È tutto troppo facile e semplice per Steven Wilson. Compone, suona e registra la quasi totalità degli strumenti nei suoi dischi solisti, che sono tutti diversi fra loro.
Inutile dire che queste svolte artistiche repentine con i suoi vecchi Porcupine Tree non sarebbero mai potute succedere. Troppe persone con cui discutere, troppi inghippi burocratici e dinamiche interne per poter passare dal prog rock a un pop sognante come quello di To The Bone, il suo nuovo album uscito il 18 agosto scorso. Si trova in Italia per qualche giorno, luogo che sin dagli inizi della carriera gli ha sempre riservato un calore particolare.
Come spieghi questo affetto particolare dai fan italiani?
Non saprei, bisogna andare sicuramente molto indietro nel tempo. Uno dei primi posti dove ho suonato, se escludiamo il Regno Unito, è Roma. Questo perché c’era una radio locale, di nome Radio Rock, che suonava tantissimi nostri pezzi. Non ho mai avuto quella che si dice un’esposizione mainstream, eccetto in un paio di posti al mondo. Uno di questi due è sicuramente l’Italia.
Ne hai mai voluta una? Parlo di una vera esposizione mainstream della tua musica.
Quando ero un teenager, cioè quando stavo vagamente pensando di avere una carriera nell’industria discografica, i miei eroi erano gente tipo Prince e David Bowie. Una parte di me quindi ha sempre sognato di essere una popstar e credo che quella parte di me stia ancora fissa su quel sogno. Penso sia qualcosa di naturale. Se fai musica e se soprattutto credi nella tua musica vorresti che raggiungesse più persone possibile. Prendi i Radiohead. Loro non sono a un milione di distanza dal tipo di musica che faccio, eppure chiunque ascolti dischi su questo pianeta ha già avuto la possibilità di ascoltare i Radiohead e stabilire se gli piacciono o meno. Ma nel mio caso ci sono milioni e milioni di amanti della musica che non hanno sentito ciò che faccio. Se mai dovessi avere un qualche tipo di frustrazione, sarebbe legata a questo. Essere ignorati dal mainstream significa che ci sono tante persone che potrebbero essere tuoi fan ma che non hanno modo di conoscere la tua musica. Tutto lì.

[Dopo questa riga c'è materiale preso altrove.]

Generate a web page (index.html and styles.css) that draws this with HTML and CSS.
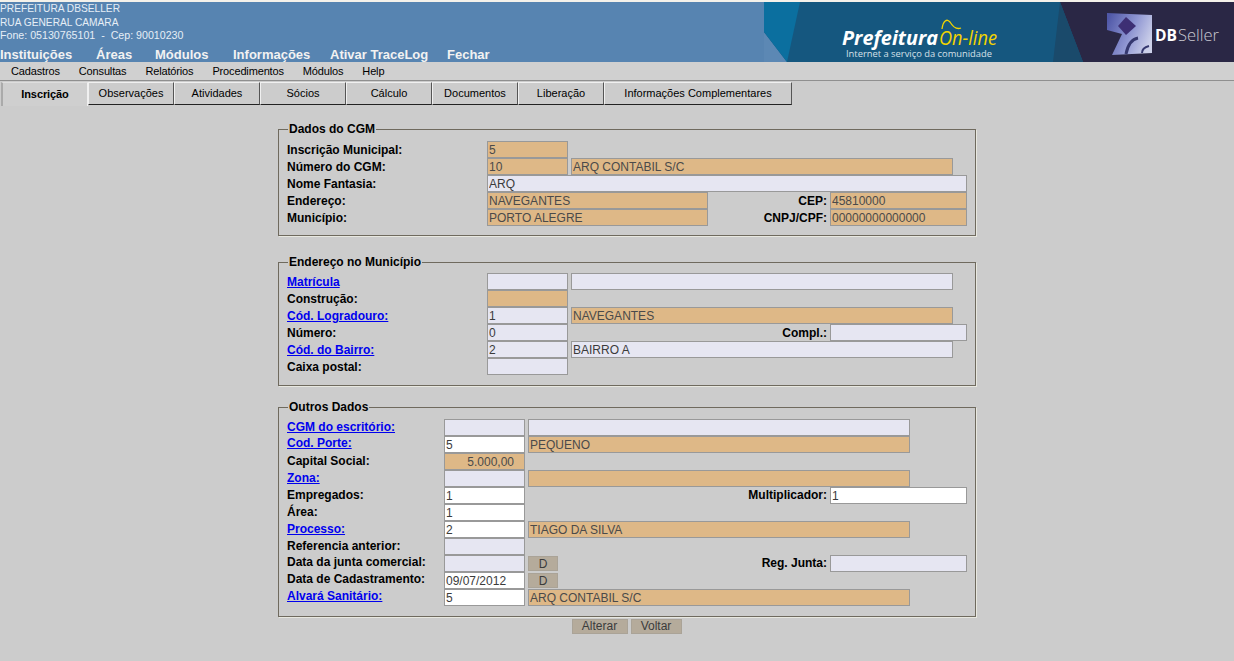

Sì, e poi il tuo nuovo disco pare proprio di facile ascolto.
Già, è un disco molto accessibile. Davvero facile da ascoltare. C’è sempre quel tipo di frustrazione perché stare per anni nel prog rock mi ha tenuto, come dire, un po’ all’ombra del mainstream.
Sicuramente eliminare l’elemento metal ti può aiutare. Tornerai mai su quella strada?
È vero, gradualmente ho smesso di fare quella roba. Però mai dire mai. Diciamo solo che il metal fa sempre parte del mio vocabolario musicale per quanto riguarda la band, ma ora sono più concentrato sullo scrivere belle canzoni. Pop e rock nell’accezione più classica del termine.
Sei sempre tu a comporre e suonare gli sparititi?
In questo disco ho fatto molto di più di quanto avevo fatto nei precedenti. Sono tornato a suonare la maggior parte delle chitarre, bassi e tastiere. Non sono un batterista, quindi ho chiesto aiuto a un paio di professionisti. È stato il disco che più si avvicina alla definizione di “solista”.
Che poi, alla fine, è come se fossi tornato alle origini.
Sì, è vero. Nei primi tre o quattro album con i Porcupine Tree ero io a fare tutto. Ma credo di essere un musicista cento volte migliore di allora. La mia capacità di scrittura brani è più solida, così come suonare la chitarra o cantare. Man mano che gli anni passavano, sono diventato un cantante molto più convinto, più sicuro di me.
In più, facendo tutto da soli, non bisogna discutere con gli altri della band.
È tutto molto più semplice per me. Essendo stato in più band in passato, so bene che una delle più grandi frustrazioni deriva dal non essere in grado di evolversi e cambiare direzione con la rapidità che vorrei. Uno dei benefici più grandi dell’essere solista è che posso cambiare direzione per ogni album, cosa che ho fatto. All’inizio è stata una sfida per i miei fan, ma ora credo che se lo aspettino un po’. Sanno che per ogni album che esce è un po’ una sorpresa. Un diverso approccio, un diverso stile. A me ormai piace fare così.